In den Jahren 2021/22 erfolgte eine Schnellinventarisierung aller Sammlungsobjekte des Museums unter Zuhilfenahme befristeter Fachkräfte.

 

Um die erforderliche Raumkapazität für die Sammlung des Naturkundemuseums zu verbessern, wurde ein Außenlager zur weiteren Unterbringung von Sammlungsbeständen angemietet und darin eine zusätzliche Präparationswerkstatt zur Aufbereitung von größeren Ausstellung- und Sammlungsobjekten eingerichtet.

 

Zusätzlich erfolgte die Etablierung eines umfassenden Schädlings- und Klimamonitorings

und eine Überarbeitung des Notfallmanagements zur systematischen Rettung wertvoller Objekte im Krisenfall. 

 

Frage 6: Mit welchem zusätzlichen personellen Aufwand rechnet die Stadt beim Umzug des Naturkundemuseums und wie viel Personal, gelistet nach Entgeltklassen, steht dem Museum derzeit zur Verfügung?

 

Im Zuge der Planung des neuen Naturkundemuseums am Wilhelm-Leuschner-Platz wird die Museumskonzeption überarbeitet und eine Betreiberkonzeption erarbeitet. In diesem Zusammenhang wird der personelle Betrieb des neuen Museums betrachtet. Mit dem Bau- und Finanzierungsbeschluss für das neue Naturkundemuseum wird dem Stadtrat diese Konzeption vorgelegt werden.
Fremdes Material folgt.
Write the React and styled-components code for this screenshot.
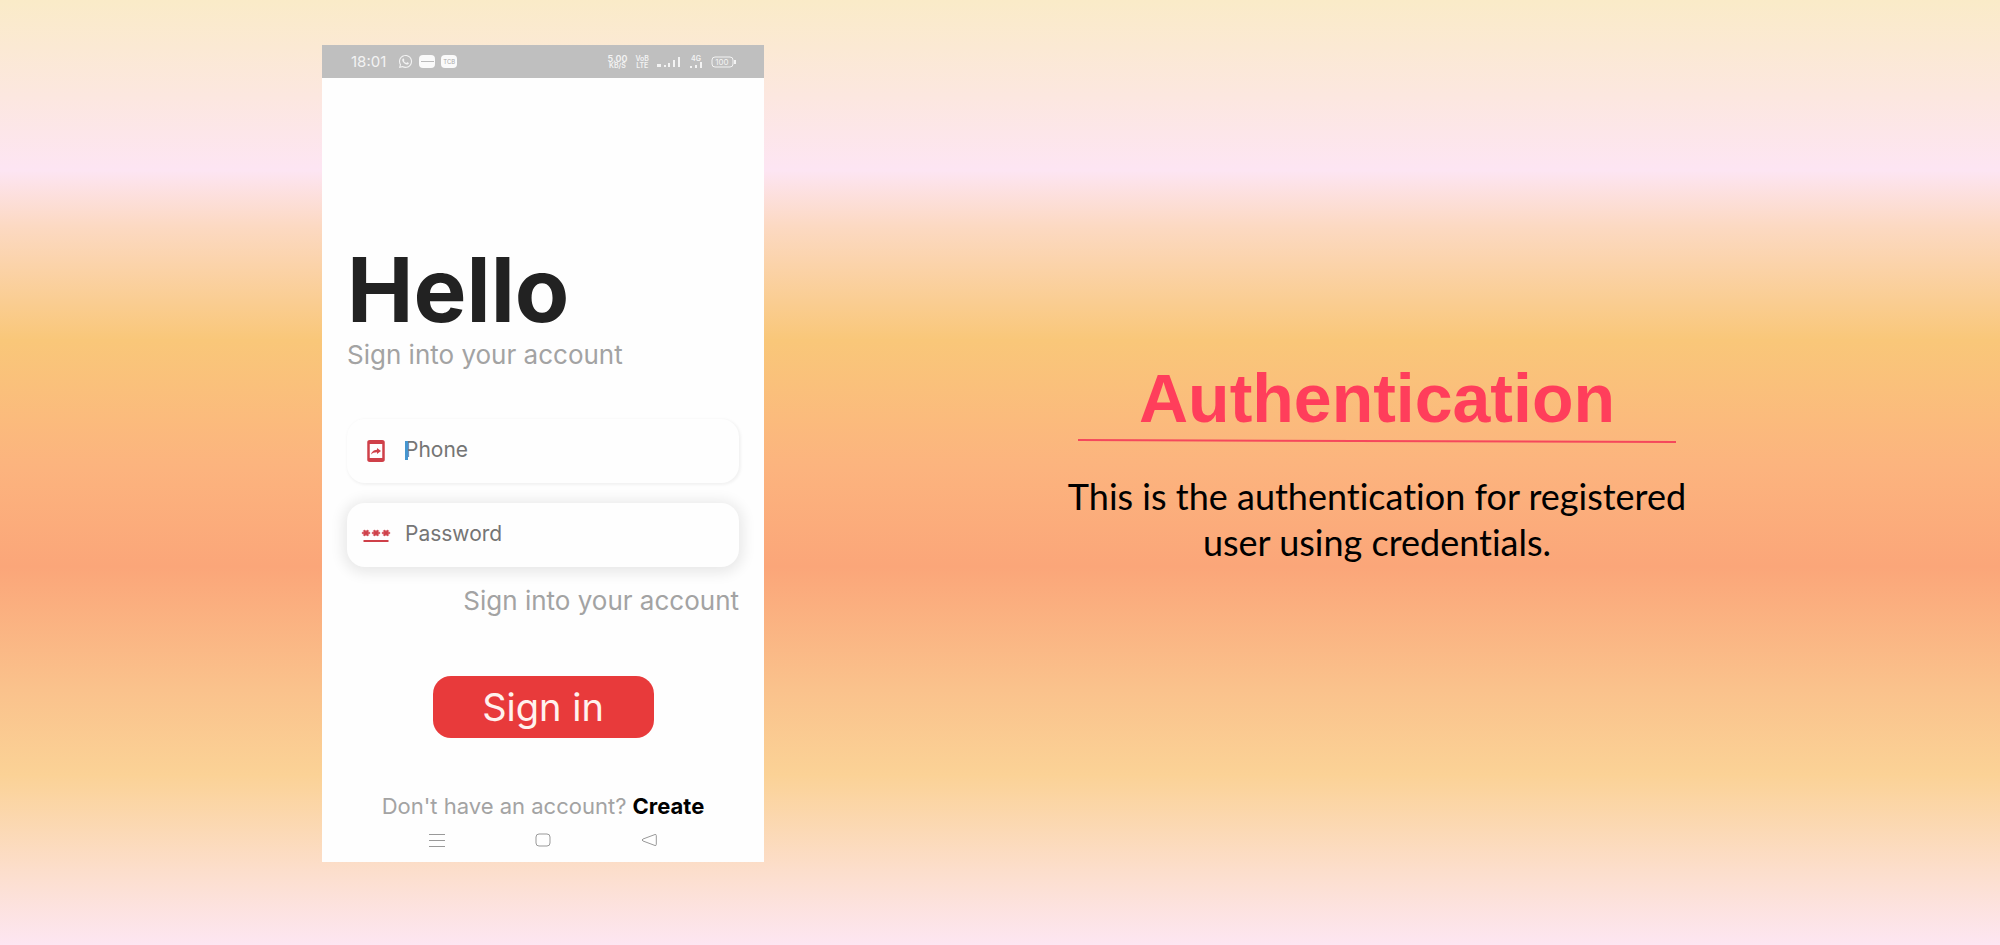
import React from "react";
import styled, { createGlobalStyle } from "styled-components";
import { FaWhatsapp } from "react-icons/fa";

const GlobalStyle = createGlobalStyle`
  *, *::before, *::after { box-sizing: border-box; }
  body { margin: 0; font-family: Inter, Roboto, sans-serif; }
`;

const Page = styled.main`
  min-height: 100vh;
  display: grid;
  grid-template-columns: minmax(0, 442fr) minmax(0, 1226fr);
  align-items: start;
  padding: 45px 10px 83px 16.1%;
  background: linear-gradient(
    180deg,
    #faebc8 0%,
    #fce7df 10%,
    #fde5f3 18%,
    #fcd9c2 24%,
    #f9c779 36%,
    #fcb47e 49%,
    #fba679 60%,
    #fac28c 73%,
    #fbd296 82%,
    #fcdfd0 93%,
    #fde6f2 100%
  );
`;

const Phone = styled.section`
  display: flex;
  flex-direction: column;
  background: #fefefe;
`;

const StatusBar = styled.div`
  height: 33px;
  padding: 0 28px 0 29px;
  display: flex;
  align-items: center;
  justify-content: space-between;
  background: #bfbfbf;
  color: #f3f3f3;
  font-size: 15px;
`;

const StatusGroup = styled.div`
  display: flex;
  align-items: center;
  gap: ${(p) => p.$gap}px;
`;

const Clock = styled.time`
  margin-right: 6px;
`;

const Chip = styled.span`
  width: 16px;
  height: 13px;
  border-radius: 4px;
  background: #fafafa;
  display: grid;
  place-items: center;
  color: #aaa;
  font-size: 6px;
  line-height: 6px;
`;

const Dash = styled.span`
  width: 13px;
  height: 1px;
  background: #bbb;
`;

const Stack = styled.span`
  display: flex;
  flex-direction: column;
  align-items: center;
  font-size: 7px;
  line-height: 7px;
  font-weight: 600;
`;

const Rate = styled.span`
  font-size: 9px;
`;

const Screen = styled.form`
  display: flex;
  flex-direction: column;
  padding: 163px 25px 0;
`;

const Greeting = styled.h1`
  margin: 0;
  font-size: 89px;
  line-height: 98px;
  font-weight: 700;
  color: #222;
`;

const Subtitle = styled.p`
  margin: 0;
  font-size: 26px;
  line-height: 32px;
  color: #a3a3a3;
`;

const Fields = styled.div`
  display: flex;
  flex-direction: column;
  gap: 20px;
  margin-top: 48px;
`;

const Field = styled.label`
  position: relative;
  height: 64px;
  display: flex;
  align-items: center;
  gap: 14px;
  padding: 0 14px;
  border-radius: 18px;
  background: #fefefe;
  box-shadow: ${(p) =>
    p.$raised
      ? "0 2px 14px 4px rgba(0, 0, 0, 0.09)"
      : "1px 1px 3px 1px rgba(0, 0, 0, 0.05)"};
`;

const FieldIcon = styled.svg`
  flex: none;
  width: 30px;
  height: 24px;
  fill: #cf4049;
`;

const Input = styled.input`
  flex: 1;
  min-width: 0;
  padding: 0 0 2px;
  border: 0;
  outline: 0;
  background: transparent;
  font: 400 21px/28px Inter, Roboto, sans-serif;
  color: #333;
  &::placeholder {
    color: #757575;
    opacity: 1;
  }
`;

const Caret = styled.span`
  position: absolute;
  left: 58px;
  top: 22px;
  width: 3px;
  height: 19px;
  background: #4596cf;
`;

const AccountLink = styled.a`
  align-self: flex-end;
  margin-top: 18px;
  font-size: 26px;
  line-height: 32px;
  color: #a3a3a3;
  text-decoration: none;
`;

const SignIn = styled.button`
  align-self: center;
  width: 221px;
  height: 62px;
  margin-top: 59px;
  padding: 0;
  border: 0;
  border-radius: 18px;
  background: #e83a3b;
  color: #fff2ee;
  font: 400 38px/62px Inter, Roboto, sans-serif;
`;

const Register = styled.p`
  margin: 56px 0 0;
  text-align: center;
  white-space: nowrap;
  font-size: 22px;
  line-height: 24px;
  color: #a3a3a3;
`;

const CreateLink = styled.a`
  color: #000;
  font-weight: 700;
  text-decoration: none;
`;

const NavBar = styled.nav`
  height: 44px;
  display: flex;
  align-items: center;
  justify-content: center;
  gap: 90px;
`;

const NavIcon = styled.svg`
  width: 16px;
  height: 14px;
  fill: none;
  stroke: #999;
`;

const Description = styled.section`
  display: flex;
  flex-direction: column;
  align-items: center;
  padding-top: 313px;
  text-align: center;
`;

const Title = styled.h2`
  margin: 0;
  font: 700 68px/80px "Liberation Sans", Arial, sans-serif;
  color: #ff3e5b;
`;

const Rule = styled.svg`
  width: 598px;
  max-width: 100%;
  height: 6px;
`;

const Copy = styled.p`
  max-width: 660px;
  margin: 29px 0 0;
  font: 400 36px/46px Lato, "Open Sans", sans-serif;
  font-variant-ligatures: none;
  color: #000;
`;

const star =
  "l.85-1.48.85 1.48 1.3-.75-.85-1.48H7v-1.5H5.3l.85-1.47L4.85 7 4 8.47 3.15 7l-1.3.75.85 1.47H1v1.5h1.7l-.85 1.48z";

export default function App() {
  return (
    <>
      <GlobalStyle />
      <Page>
        <Phone>
          <StatusBar>
            <StatusGroup $gap={6}>
              <Clock>18:01</Clock>
              <FaWhatsapp size={15} />
              <Chip><Dash /></Chip>
              <Chip>TCB</Chip>
            </StatusGroup>
            <StatusGroup $gap={8}>
              <Stack>
                <Rate>5.00</Rate>
                <span>KB/S</span>
              </Stack>
              <Stack>
                <span>VoB</span>
                <span>LTE</span>
              </Stack>
              <svg width="24" height="12" fill="#f3f3f3" aria-hidden="true">
                <path d="M0 8h4v3H0zM7 9h2v2H7zM11 7h2v4h-2zM16 4h2v7h-2zM21 1h2v10h-2z" />
              </svg>
              <Stack>
                <span>4G</span>
                <svg width="14" height="6" fill="#f3f3f3" aria-hidden="true">
                  <path d="M1 4h2v2H1zM6 3h2v3H6zM11 0h2v6h-2z" />
                </svg>
              </Stack>
              <svg width="25" height="12" aria-hidden="true">
                <rect x="1" y="1" width="21" height="10" rx="3" fill="none" stroke="#f3f3f3" />
                <path d="M23 4h2v4h-2z" fill="#f3f3f3" />
                <text x="11" y="9" fontSize="8" textAnchor="middle" fill="#f3f3f3">100</text>
              </svg>
            </StatusGroup>
          </StatusBar>

          <Screen onSubmit={(e) => e.preventDefault()}>
            <Greeting>Hello</Greeting>
            <Subtitle>Sign into your account</Subtitle>
            <Fields>
              <Field>
                <FieldIcon viewBox="0 0 24 24" preserveAspectRatio="none" aria-hidden="true">
                  <path d="M17 1H7c-1.1 0-1.99.9-1.99 2v18c0 1.1.89 2 1.99 2h10c1.1 0 2-.9 2-2V3c0-1.1-.9-2-2-2zm0 18H7V5h10v14zm-4.2-5.78v1.75l3.2-2.99L12.8 9v1.7c-3.11.43-4.35 2.56-4.8 4.7 1.11-1.5 2.58-2.18 4.8-2.18z" />
                </FieldIcon>
                <Input type="tel" placeholder="Phone" aria-label="Phone" />
                <Caret />
              </Field>
              <Field $raised>
                <FieldIcon viewBox="0 0 24 24" preserveAspectRatio="none" aria-hidden="true">
                  <path d="M2 17h20v2H2z" />
                  {[0, 8, 16].map((x) => (
                    <path
                      key={x}
                      transform={`translate(${x} 0)`}
                      d={`M3.15 12.95${star}`}
                      stroke="#cf4049"
                      strokeWidth=".5"
                    />
                  ))}
                </FieldIcon>
                <Input type="password" placeholder="Password" aria-label="Password" />
              </Field>
            </Fields>
            <AccountLink href="#account">Sign into your account</AccountLink>
            <SignIn type="submit">Sign in</SignIn>
            <Register>
              Don't have an account? <CreateLink href="#create">Create</CreateLink>
            </Register>
          </Screen>

          <NavBar aria-label="System">
            <NavIcon viewBox="0 0 16 14"><path d="M0 1.5h16M0 7.5h16M0 13.5h16" /></NavIcon>
            <NavIcon viewBox="0 0 16 14"><rect x="1" y="1" width="14" height="12" rx="3" /></NavIcon>
            <NavIcon viewBox="0 0 16 14"><path d="M14 1.5 2 6q-2 1 0 2l12 4.500q1.300.3 1.300-1V2.500q0-1.300-1.300-1z" /></NavIcon>
          </NavBar>
        </Phone>

        <Description>
          <Title>Authentication</Title>
          <Rule viewBox="0 0 598 6" preserveAspectRatio="none" aria-hidden="true">
            <path d="M0 2 598 4" stroke="#f5485c" strokeWidth="2" />
          </Rule>
          <Copy>This is the authentication for registered user using credentials.</Copy>
        </Description>
      </Page>
    </>
  );
}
Dem Naturkundemuseum (NKM) stehen gegenwärtig 16,85 VzÄ zur Verfügung. Die Zusammenfassung zu Entgeltgruppen wird wie folgt dargestellt:

 

  1.          bis EG 9a:                  2,92 VzÄ
  2.          EG 9b - EG 12           9,80 VzÄ
  3.          ab EG 13:                   4,13 VzÄ              

Aktuell sind alle Stellen im Naturkundemuseum besetzt. Die Gesamtzahl der Beschäftigten beträgt 24 (inklusive zwei Volontärstellen).